### Exercise task
Gather the lines below that include the string "styles", copying each in full.

### Web page code records
************
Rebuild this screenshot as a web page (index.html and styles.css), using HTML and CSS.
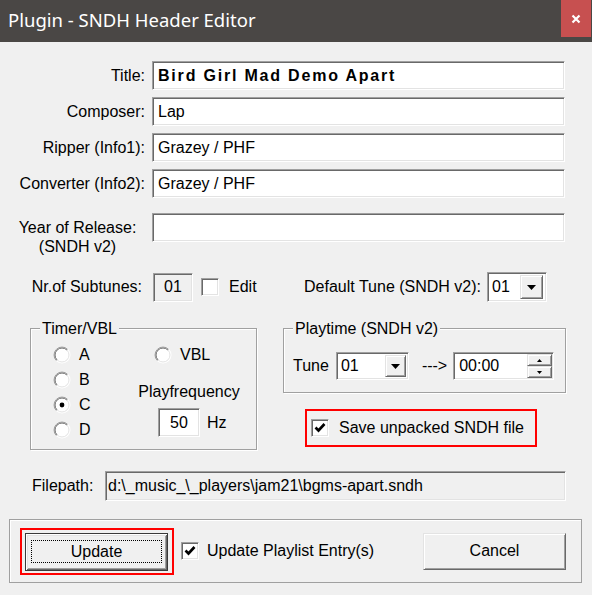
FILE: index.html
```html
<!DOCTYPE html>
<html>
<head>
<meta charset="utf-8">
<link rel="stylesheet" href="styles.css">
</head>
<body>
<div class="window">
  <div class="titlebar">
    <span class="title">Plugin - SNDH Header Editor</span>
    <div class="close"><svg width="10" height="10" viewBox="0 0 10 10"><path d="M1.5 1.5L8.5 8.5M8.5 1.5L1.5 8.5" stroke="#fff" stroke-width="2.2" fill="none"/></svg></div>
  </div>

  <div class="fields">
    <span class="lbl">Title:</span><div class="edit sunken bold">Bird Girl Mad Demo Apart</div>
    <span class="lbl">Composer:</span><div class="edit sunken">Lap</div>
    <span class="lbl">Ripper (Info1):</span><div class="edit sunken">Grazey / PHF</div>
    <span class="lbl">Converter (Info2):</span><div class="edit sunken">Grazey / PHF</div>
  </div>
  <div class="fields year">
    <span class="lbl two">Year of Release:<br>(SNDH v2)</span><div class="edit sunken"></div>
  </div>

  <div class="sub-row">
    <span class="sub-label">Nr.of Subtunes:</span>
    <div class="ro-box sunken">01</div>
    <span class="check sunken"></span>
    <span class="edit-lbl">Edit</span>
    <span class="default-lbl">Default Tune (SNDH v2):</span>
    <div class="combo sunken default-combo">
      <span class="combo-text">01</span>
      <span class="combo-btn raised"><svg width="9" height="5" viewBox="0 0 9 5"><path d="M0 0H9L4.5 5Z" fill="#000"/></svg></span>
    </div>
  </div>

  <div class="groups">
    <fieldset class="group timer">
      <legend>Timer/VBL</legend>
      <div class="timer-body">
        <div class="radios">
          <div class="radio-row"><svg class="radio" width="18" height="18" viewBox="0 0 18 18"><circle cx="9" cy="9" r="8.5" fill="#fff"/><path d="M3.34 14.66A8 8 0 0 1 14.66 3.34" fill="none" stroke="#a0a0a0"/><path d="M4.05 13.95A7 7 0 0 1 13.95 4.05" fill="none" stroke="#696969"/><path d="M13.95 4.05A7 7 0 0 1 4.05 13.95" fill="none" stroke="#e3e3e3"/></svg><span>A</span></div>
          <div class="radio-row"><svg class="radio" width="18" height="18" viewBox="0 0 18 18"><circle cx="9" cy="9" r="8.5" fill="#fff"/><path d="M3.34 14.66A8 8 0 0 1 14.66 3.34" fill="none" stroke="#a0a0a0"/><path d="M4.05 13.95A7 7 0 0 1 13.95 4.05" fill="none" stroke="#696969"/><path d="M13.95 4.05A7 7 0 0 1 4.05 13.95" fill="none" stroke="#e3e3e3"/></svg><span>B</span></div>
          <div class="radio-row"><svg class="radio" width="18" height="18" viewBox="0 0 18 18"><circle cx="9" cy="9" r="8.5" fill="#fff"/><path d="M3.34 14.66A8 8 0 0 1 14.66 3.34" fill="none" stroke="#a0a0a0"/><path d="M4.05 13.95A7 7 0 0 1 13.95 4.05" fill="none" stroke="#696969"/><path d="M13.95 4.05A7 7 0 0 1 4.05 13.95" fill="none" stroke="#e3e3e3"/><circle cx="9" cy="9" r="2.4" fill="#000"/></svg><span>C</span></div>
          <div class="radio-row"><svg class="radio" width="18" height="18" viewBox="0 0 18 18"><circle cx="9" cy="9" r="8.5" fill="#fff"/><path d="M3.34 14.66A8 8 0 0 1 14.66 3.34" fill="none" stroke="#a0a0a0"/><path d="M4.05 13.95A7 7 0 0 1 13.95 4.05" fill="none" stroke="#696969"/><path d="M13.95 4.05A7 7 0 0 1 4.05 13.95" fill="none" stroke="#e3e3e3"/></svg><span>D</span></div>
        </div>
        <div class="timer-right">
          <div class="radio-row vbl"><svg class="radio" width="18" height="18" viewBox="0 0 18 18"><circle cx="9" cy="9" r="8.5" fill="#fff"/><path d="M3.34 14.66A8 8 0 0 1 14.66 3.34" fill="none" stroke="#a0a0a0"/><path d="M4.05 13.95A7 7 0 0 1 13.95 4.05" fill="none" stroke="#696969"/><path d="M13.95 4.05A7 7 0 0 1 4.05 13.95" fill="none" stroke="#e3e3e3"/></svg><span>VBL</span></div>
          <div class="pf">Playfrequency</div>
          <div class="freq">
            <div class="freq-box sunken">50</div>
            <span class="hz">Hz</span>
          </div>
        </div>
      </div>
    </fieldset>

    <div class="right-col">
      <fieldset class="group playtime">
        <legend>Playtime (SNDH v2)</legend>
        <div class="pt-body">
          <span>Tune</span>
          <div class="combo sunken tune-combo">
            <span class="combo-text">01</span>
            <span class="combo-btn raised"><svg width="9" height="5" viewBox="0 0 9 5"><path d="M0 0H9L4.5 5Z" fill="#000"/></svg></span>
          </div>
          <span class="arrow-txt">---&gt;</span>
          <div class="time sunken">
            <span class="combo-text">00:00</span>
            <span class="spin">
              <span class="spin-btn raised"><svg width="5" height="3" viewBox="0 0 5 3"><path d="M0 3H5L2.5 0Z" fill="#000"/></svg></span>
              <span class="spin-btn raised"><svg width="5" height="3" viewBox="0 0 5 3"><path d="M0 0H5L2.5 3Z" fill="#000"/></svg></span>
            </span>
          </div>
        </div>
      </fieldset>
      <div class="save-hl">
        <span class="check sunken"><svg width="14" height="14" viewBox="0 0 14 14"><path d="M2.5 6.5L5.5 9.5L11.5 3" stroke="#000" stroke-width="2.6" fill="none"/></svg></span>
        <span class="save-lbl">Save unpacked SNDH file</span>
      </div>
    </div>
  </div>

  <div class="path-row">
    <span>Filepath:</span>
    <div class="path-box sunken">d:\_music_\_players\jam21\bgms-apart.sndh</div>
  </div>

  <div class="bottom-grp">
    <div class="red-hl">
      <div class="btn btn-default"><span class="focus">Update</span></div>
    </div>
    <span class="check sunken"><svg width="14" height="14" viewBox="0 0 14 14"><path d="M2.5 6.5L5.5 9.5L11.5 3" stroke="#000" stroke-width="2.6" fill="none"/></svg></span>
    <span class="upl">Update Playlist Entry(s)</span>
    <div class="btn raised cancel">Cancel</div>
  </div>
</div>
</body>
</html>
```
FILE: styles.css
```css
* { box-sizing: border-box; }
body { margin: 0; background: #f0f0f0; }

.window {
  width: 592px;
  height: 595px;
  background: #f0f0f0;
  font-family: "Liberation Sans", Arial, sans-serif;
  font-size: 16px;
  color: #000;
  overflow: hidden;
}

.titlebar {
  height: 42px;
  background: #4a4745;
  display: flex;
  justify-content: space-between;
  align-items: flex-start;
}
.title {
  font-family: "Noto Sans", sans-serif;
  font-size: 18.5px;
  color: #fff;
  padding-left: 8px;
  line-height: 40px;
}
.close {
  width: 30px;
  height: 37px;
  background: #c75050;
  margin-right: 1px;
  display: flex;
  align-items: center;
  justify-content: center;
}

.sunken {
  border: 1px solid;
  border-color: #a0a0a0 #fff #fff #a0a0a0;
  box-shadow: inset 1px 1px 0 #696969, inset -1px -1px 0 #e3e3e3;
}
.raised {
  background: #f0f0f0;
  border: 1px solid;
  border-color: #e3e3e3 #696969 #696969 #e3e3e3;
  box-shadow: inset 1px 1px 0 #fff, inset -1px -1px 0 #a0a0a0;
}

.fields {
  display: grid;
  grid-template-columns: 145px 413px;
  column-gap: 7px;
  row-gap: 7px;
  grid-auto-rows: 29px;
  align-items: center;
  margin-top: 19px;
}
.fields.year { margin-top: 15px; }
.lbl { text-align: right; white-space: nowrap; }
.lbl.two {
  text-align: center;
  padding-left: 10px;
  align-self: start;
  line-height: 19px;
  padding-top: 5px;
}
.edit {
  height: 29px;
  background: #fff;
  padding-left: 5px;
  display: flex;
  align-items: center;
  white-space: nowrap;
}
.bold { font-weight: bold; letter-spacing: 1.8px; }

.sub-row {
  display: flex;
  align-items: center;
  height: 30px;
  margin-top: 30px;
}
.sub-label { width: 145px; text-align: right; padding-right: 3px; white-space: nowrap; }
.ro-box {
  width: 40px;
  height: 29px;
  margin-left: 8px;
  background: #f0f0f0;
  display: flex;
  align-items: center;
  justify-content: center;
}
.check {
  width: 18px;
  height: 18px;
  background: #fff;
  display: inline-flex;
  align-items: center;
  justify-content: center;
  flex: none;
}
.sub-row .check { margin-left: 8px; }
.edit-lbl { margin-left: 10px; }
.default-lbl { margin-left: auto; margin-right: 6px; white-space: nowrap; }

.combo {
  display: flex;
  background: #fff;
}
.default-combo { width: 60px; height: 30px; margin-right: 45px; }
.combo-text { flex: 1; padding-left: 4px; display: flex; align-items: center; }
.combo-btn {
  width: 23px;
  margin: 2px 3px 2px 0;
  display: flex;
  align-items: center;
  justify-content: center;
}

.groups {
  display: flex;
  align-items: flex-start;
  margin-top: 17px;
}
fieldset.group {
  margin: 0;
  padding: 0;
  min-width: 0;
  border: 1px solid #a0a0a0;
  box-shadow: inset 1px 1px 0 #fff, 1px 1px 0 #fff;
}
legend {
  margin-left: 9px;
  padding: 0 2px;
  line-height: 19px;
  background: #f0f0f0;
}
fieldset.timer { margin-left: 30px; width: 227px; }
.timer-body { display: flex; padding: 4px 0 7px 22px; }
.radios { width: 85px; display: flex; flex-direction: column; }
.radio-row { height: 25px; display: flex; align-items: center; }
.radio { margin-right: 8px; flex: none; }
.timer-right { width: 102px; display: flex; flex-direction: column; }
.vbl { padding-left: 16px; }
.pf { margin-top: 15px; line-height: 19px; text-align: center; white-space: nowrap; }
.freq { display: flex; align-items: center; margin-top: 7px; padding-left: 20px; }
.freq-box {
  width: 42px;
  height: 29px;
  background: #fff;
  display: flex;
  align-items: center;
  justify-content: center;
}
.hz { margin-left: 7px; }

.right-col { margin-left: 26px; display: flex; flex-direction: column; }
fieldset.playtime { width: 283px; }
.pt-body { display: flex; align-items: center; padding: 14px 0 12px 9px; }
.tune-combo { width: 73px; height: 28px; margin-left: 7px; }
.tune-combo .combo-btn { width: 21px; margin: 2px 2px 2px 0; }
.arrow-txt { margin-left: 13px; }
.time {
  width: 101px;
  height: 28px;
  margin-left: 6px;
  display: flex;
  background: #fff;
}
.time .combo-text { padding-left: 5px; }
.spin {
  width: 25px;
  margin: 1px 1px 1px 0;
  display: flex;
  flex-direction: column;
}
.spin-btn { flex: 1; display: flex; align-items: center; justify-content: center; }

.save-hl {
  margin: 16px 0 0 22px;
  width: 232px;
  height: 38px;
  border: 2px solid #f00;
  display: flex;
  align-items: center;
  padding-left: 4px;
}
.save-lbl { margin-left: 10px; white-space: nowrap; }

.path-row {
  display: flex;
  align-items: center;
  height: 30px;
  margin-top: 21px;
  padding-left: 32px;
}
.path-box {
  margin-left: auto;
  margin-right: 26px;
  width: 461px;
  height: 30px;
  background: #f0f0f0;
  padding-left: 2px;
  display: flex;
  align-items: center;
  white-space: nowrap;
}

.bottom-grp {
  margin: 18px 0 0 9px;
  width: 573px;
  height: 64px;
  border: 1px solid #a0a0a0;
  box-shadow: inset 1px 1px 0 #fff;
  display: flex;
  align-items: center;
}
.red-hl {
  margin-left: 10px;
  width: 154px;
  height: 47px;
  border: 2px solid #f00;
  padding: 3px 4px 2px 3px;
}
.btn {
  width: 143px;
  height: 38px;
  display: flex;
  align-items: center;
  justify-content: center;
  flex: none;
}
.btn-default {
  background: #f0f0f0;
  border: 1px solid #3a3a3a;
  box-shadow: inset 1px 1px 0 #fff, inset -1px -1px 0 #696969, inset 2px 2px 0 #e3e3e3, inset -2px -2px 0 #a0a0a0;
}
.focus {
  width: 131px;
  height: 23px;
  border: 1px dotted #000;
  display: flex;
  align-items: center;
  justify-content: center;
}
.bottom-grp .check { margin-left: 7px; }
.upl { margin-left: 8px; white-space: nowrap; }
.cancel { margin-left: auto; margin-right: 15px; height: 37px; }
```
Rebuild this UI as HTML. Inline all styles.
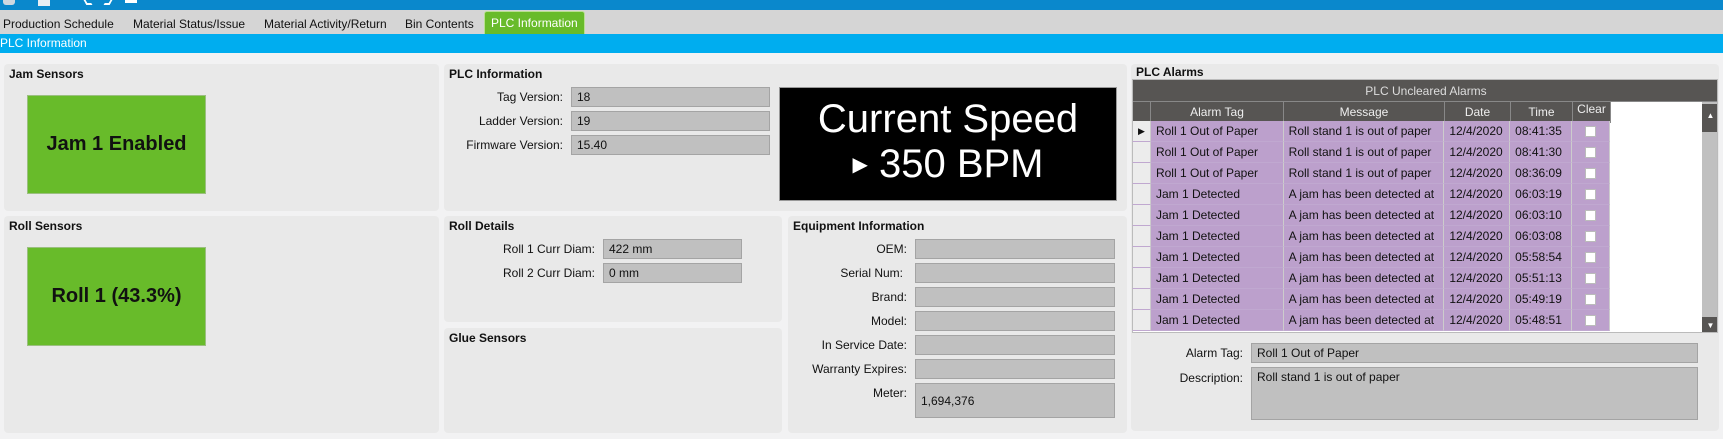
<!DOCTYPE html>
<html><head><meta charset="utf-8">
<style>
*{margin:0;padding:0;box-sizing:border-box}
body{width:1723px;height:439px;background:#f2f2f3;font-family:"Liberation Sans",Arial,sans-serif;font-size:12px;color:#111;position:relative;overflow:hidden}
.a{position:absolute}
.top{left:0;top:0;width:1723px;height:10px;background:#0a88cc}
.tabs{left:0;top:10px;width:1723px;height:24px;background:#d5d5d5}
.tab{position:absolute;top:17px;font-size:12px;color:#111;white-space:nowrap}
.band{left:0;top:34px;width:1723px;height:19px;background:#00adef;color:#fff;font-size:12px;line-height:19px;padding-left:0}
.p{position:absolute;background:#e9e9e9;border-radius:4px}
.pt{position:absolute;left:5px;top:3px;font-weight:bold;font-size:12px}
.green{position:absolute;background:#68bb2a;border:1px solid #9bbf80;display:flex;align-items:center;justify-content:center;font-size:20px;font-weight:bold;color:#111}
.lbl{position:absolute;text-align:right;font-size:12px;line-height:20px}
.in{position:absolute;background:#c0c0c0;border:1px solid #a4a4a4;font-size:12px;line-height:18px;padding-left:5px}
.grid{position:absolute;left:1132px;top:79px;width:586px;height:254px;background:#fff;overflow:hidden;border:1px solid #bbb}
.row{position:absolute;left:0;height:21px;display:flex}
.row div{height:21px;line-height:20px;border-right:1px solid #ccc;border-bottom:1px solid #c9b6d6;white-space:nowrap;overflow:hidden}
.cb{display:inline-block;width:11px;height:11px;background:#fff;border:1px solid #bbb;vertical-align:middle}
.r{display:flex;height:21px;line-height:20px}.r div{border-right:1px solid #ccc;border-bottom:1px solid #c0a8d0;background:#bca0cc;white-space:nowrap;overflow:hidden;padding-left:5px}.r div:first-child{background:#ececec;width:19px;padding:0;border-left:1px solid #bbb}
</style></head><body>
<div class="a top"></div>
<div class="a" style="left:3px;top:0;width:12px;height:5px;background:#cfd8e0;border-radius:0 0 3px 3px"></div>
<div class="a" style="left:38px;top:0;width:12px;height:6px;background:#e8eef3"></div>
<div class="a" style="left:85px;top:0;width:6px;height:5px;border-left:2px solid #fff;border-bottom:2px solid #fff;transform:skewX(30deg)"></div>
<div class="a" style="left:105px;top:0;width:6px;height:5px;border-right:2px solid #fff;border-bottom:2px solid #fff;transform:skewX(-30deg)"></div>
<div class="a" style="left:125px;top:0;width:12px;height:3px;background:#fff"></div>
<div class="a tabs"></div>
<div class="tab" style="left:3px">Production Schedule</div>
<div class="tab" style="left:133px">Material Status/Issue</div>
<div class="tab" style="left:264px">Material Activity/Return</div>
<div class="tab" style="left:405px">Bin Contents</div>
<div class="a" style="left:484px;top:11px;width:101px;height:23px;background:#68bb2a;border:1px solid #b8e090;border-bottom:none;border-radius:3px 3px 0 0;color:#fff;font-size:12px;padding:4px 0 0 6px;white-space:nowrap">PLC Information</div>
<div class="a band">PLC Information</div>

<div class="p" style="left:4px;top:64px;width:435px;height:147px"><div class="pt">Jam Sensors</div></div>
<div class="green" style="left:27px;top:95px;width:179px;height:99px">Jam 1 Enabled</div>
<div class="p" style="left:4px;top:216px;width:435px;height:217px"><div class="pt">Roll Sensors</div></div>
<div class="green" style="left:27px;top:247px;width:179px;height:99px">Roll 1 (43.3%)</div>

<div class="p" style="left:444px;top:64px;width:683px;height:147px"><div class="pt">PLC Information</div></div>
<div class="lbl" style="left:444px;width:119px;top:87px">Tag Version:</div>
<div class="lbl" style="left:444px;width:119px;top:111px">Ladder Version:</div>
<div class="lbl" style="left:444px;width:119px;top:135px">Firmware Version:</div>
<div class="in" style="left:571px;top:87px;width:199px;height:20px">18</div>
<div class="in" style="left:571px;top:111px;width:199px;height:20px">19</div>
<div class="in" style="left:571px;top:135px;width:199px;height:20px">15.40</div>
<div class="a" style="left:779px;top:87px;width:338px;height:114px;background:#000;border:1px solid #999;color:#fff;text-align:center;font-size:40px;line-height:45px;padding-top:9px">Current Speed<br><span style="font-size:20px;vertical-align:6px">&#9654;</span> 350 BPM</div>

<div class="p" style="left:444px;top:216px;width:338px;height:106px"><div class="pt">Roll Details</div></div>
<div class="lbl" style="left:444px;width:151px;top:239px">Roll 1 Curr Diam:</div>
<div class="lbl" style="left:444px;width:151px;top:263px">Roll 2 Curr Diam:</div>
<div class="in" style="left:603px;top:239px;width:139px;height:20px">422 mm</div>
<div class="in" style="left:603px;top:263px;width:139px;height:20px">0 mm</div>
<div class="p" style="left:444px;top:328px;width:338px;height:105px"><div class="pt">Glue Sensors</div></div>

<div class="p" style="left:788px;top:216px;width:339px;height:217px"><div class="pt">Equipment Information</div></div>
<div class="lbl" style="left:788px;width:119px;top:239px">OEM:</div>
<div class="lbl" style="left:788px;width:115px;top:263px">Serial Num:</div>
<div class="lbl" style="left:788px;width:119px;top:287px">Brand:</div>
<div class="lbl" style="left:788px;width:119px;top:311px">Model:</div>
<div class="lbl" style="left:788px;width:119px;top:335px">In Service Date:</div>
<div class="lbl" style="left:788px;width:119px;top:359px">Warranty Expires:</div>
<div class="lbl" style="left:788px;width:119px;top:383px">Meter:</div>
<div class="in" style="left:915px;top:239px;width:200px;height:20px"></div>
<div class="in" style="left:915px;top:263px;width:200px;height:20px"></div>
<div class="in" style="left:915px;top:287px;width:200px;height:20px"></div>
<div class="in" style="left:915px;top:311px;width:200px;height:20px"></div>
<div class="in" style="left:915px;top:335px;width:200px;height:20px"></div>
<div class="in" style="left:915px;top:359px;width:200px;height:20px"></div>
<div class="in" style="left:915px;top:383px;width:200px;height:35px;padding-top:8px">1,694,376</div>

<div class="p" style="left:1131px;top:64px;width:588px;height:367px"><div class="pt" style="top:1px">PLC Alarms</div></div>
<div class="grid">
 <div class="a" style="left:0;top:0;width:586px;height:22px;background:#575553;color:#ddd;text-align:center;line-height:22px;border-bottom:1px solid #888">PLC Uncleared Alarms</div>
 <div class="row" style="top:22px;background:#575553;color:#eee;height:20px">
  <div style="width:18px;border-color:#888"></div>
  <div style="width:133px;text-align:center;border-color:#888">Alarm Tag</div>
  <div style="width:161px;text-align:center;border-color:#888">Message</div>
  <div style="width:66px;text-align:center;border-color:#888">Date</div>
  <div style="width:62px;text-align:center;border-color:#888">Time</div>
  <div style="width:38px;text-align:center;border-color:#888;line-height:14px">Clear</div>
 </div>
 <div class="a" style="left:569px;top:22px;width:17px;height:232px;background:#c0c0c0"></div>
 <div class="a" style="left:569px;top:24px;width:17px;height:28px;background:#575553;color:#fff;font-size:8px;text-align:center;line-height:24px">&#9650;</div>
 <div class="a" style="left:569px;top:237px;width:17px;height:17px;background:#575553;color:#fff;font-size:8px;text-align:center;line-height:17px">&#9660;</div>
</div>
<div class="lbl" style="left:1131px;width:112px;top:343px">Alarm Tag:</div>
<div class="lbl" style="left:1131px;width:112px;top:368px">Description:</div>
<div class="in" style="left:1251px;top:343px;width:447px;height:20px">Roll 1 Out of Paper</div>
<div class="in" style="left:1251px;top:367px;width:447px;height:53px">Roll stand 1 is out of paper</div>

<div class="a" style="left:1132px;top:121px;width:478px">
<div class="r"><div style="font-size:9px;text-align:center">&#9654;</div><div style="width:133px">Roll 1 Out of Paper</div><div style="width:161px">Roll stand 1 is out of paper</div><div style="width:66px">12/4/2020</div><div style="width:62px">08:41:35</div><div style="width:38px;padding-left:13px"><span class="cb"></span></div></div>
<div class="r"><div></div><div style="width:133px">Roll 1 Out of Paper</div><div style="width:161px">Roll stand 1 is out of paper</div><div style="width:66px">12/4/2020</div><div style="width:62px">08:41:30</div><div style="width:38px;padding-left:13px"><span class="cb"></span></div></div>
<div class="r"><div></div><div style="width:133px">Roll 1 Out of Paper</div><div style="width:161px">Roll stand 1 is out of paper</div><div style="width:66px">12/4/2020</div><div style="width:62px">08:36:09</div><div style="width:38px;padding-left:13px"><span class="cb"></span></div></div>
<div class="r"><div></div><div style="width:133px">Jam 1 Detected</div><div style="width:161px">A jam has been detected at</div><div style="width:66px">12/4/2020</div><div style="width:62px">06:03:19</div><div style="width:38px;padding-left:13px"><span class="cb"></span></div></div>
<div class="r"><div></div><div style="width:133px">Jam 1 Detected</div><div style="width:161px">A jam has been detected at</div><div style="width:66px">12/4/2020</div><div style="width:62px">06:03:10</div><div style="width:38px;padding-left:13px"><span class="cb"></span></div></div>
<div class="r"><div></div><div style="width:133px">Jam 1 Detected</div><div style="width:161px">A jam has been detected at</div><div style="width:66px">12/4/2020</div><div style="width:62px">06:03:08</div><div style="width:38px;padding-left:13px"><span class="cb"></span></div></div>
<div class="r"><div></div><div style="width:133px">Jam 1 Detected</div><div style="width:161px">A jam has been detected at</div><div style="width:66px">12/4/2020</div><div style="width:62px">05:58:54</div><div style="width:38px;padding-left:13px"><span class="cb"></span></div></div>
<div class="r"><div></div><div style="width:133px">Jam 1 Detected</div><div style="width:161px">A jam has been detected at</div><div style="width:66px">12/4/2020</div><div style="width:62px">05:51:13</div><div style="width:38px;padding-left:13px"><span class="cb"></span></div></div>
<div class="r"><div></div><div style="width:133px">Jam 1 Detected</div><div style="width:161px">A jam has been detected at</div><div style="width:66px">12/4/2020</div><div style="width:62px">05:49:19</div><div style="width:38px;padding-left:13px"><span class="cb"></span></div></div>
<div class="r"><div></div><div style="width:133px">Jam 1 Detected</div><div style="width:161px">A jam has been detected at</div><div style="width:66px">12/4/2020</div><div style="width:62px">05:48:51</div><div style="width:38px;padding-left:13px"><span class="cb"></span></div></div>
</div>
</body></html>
************
### Result below
Rebuild this screenshot as a web page (index.html and styles.css), using HTML and CSS.
<link rel="stylesheet" href="styles.css">
FILE: styles.css
Rebuild this UI as HTML. Inline all styles.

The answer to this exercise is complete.